Quote from the episode The Procreation Calculation

Howard: Enjoying your book?
Bernadette: So much.
Howard: Why do you keep poking at it?
Bernadette: Fine, I'm shopping on my phone.
Howard: You're the one who said you wanted to read more.
Bernadette: Yes, I also tell people I only feed the kids organic. It's just stuff you say.

Quote from the episode The Wedding Gift Wormhole

Bernadette: What's wrong with his face?
Howard: A lot of people have been asking that. He's smiling.
Bernadette: Hey, Stuart, you look pretty happy.
Stuart: Oh, yeah. I, uh, asked Denise out on a date, and she said yes.
Bernadette: Aw. That's great. But don't smile like that in front of Halley. She just started sleeping through the night.

Quote from the episode The Wedding Gift Wormhole

Bernadette: "I heart New York." Aw, the baby's gonna love throwing up on this.

Quote from the episode The Bow Tie Asymmetry

Bernadette: What the hell is that?
Howard: Come on, you know this one. It's a dog. I found him in the backyard. And don't worry, I already called the owner.
Bernadette: Good, 'cause we don't need a dog. We already have two babies, you and Stuart.

Quote from the episode The Bow Tie Asymmetry

Penny: I'm gonna need everyone's help. Think of this as one of your comic book movies. There's a bunch of superheroes, each with a different task.
Raj: Oh, like the new Avengers.
Bernadette: Which one was that?
Howard: The one you slept through last weekend.
Bernadette: Oh, that was a good nap.

Quote from the episode The Sibling Realignment

Penny: [answering video call, seeing Bernadette's case of pinkeye] Oh, my God.
Bernadette: Yeah, I got it, too.
Penny: Wow. You really can't keep your hands off Howard, can you?
Bernadette: I know, I have a problem.

Quote from the episode The Sibling Realignment

Bernadette: Aren't you worried it's a little intense to ask someone you just met to go to a wedding?
Raj: (sighs) I'm running out of time.

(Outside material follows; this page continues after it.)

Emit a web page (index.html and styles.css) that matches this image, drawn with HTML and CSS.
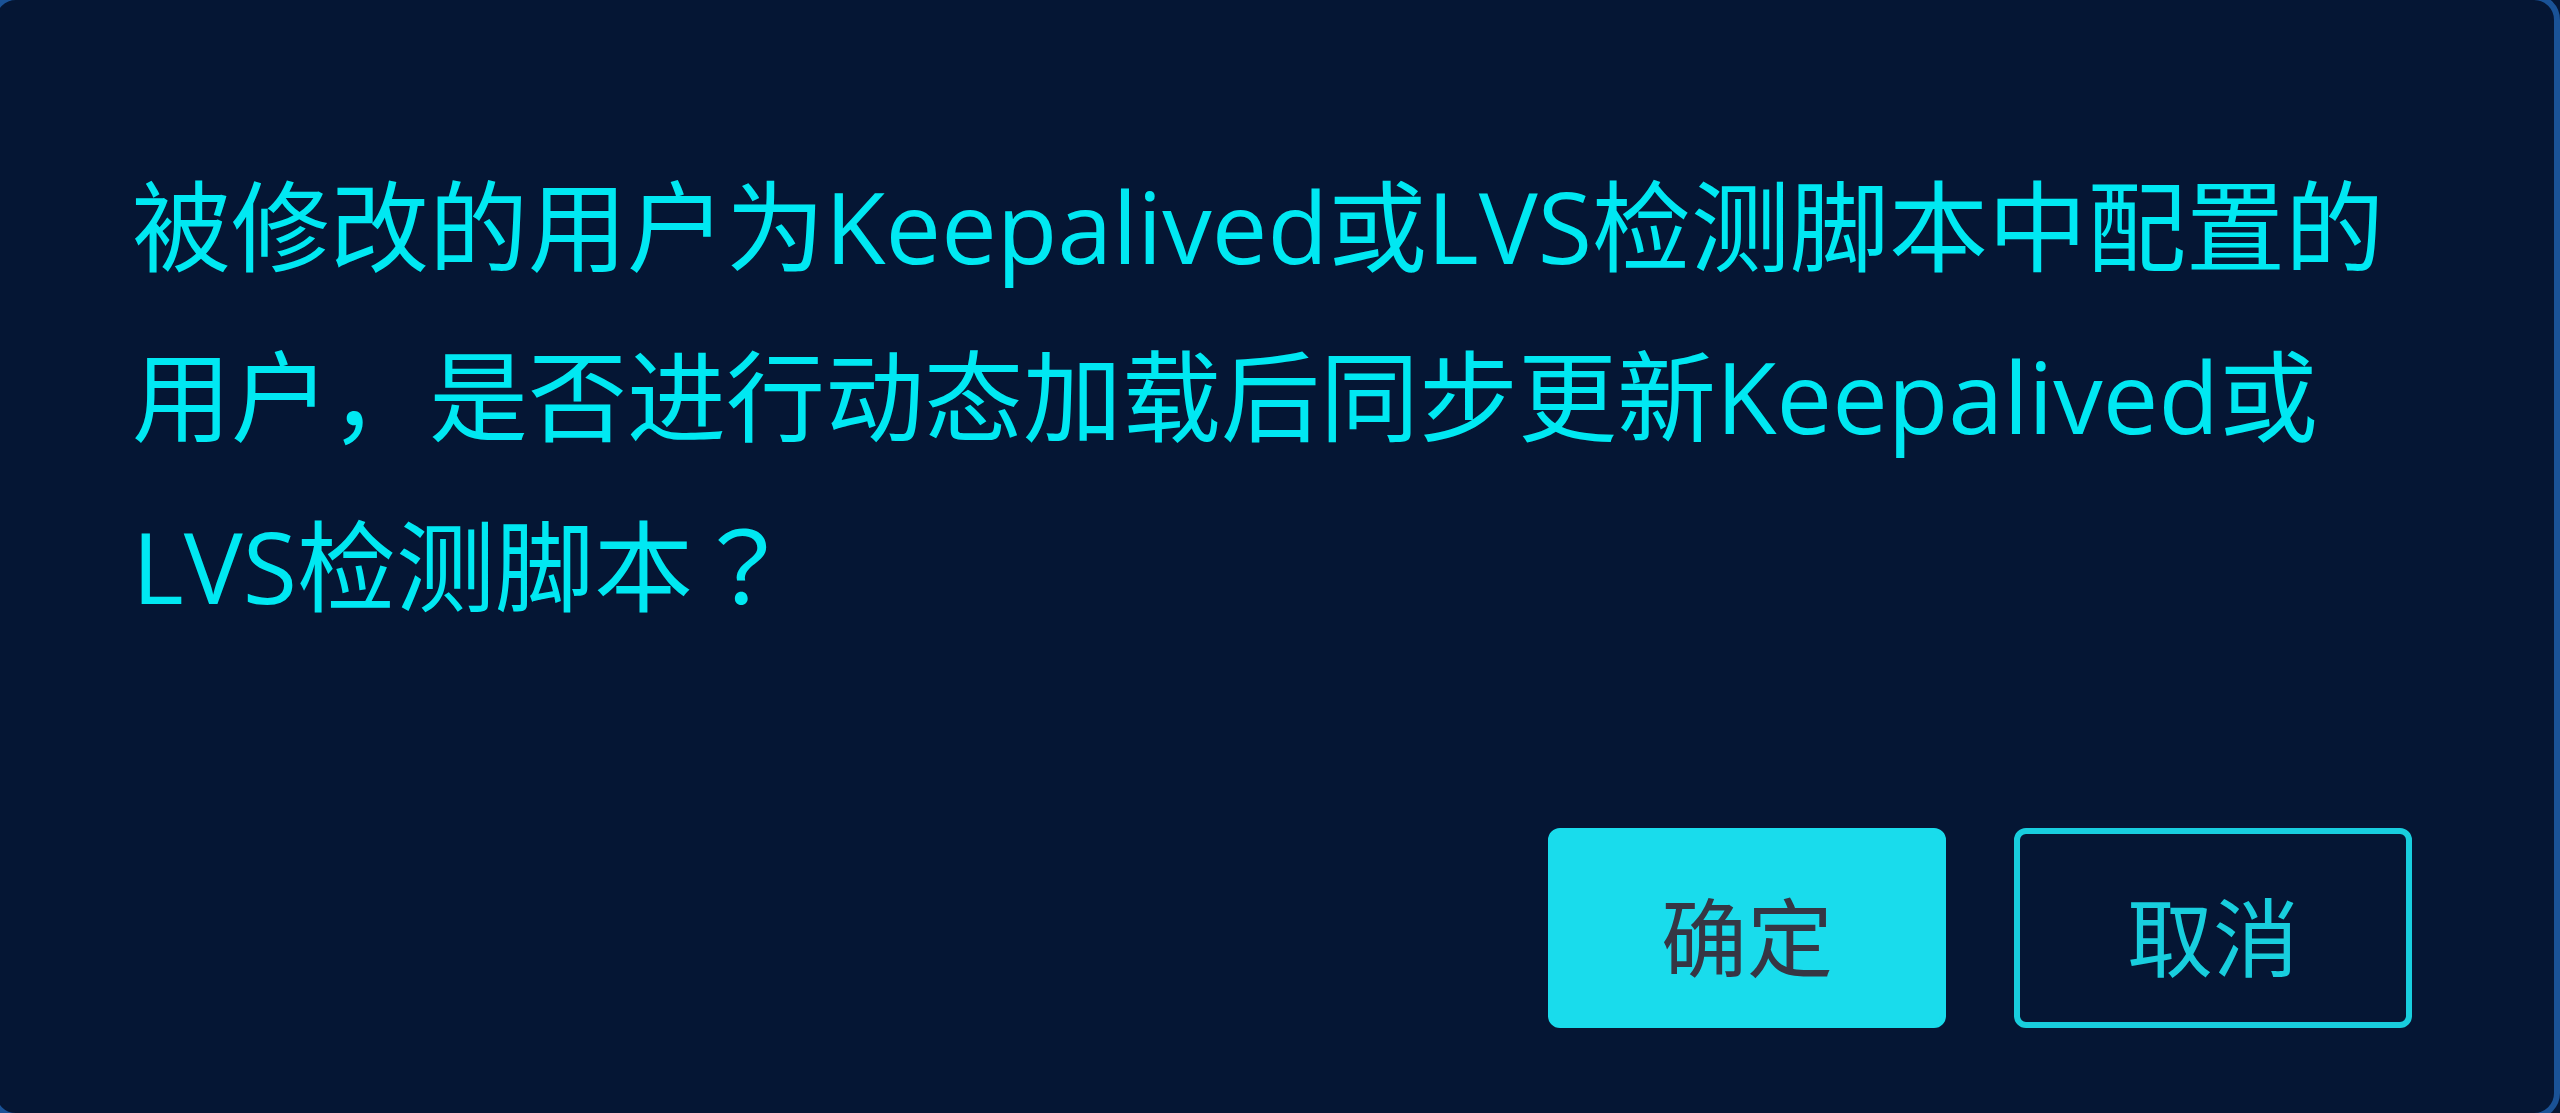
FILE: index.html
```html
<!DOCTYPE html>
<html lang="zh-CN">
<head>
<meta charset="utf-8">
<title>提示</title>
<link rel="stylesheet" href="styles.css">
</head>
<body>
<div class="dialog">
  <p class="message">被修改的用户为Keepalived或LVS检测脚本中配置的用户，是否进行动态加载后同步更新Keepalived或LVS检测脚本<span class="punct" lang="zh-TW">？</span></p>
  <div class="footer">
    <button class="btn btn-primary" type="button">确定</button>
    <button class="btn btn-ghost" type="button">取消</button>
  </div>
</div>
</body>
</html>
```

FILE: styles.css
```css
html, body {
  margin: 0;
  padding: 0;
  background: #051634;
  overflow: hidden;
}

.dialog {
  box-sizing: border-box;
  width: 2570px;
  height: 1125px;
  margin: -6px 0 0 -10px;
  border: 6px solid #1a5296;
  border-radius: 26px;
  background: #051634;
  padding: 141px 142px 0 136px;
}

.message {
  margin: 0;
  font-family: "Open Sans", "Noto Sans CJK SC", sans-serif;
  font-size: 99px;
  line-height: 170px;
  color: #00e8f2;
}

.punct {
  font-family: "Noto Sans CJK TC", sans-serif;
  line-height: 1;
}

.footer {
  display: flex;
  justify-content: flex-end;
  gap: 68px;
  margin-top: 177px;
}

.btn {
  box-sizing: border-box;
  width: 398px;
  height: 200px;
  padding: 12px 0 0 0;
  border-radius: 12px;
  font-family: "Noto Sans CJK SC", sans-serif;
  font-size: 86px;
  line-height: 1;
  display: flex;
  align-items: center;
  justify-content: center;
  cursor: pointer;
}

.btn-primary {
  background: #19dcec;
  border: 6px solid #19dcec;
  color: #363644;
}

.btn-ghost {
  background: transparent;
  border: 6px solid #18cede;
  color: #18cede;
}
```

Wh-Wh-Why can't there be a service where you can just pay someone to be your date for the evening?
Bernadette: Like an escort service?
Raj: No, no, no. Y-You wouldn't be paying for sex. I mean, obviously if things went well, it could lead to sex, but, but the money is for, like, you know, her time and companionship.
Bernadette: Oh, I get it an escort service.
Raj: Stop saying that.
Bernadette: Stop meaning it.

Quote from the episode The Sibling Realignment

Bernadette: How many out-of-town guests are there gonna be?
Amy: I'm actually not sure. Turns out Sheldon didn't invite his brother.
Penny: Mm. Now it's starting to sound like a wedding.
Amy: And his mom said she won't come if his brother's not there.
Bernadette: Ooh, now it's starting to sound like a good wedding.

Quote from the episode The Sibling Realignment

Amy: There aren't gonna be any wedding photos. My fiancee's a germophobe. If he finds out I'm contagious, he'll never come back from Texas.
Bernadette: What if we tell him the theme of the wedding is Walking Dead and this is our zombie makeup?
Amy: That'll probably work. We'll call that plan B.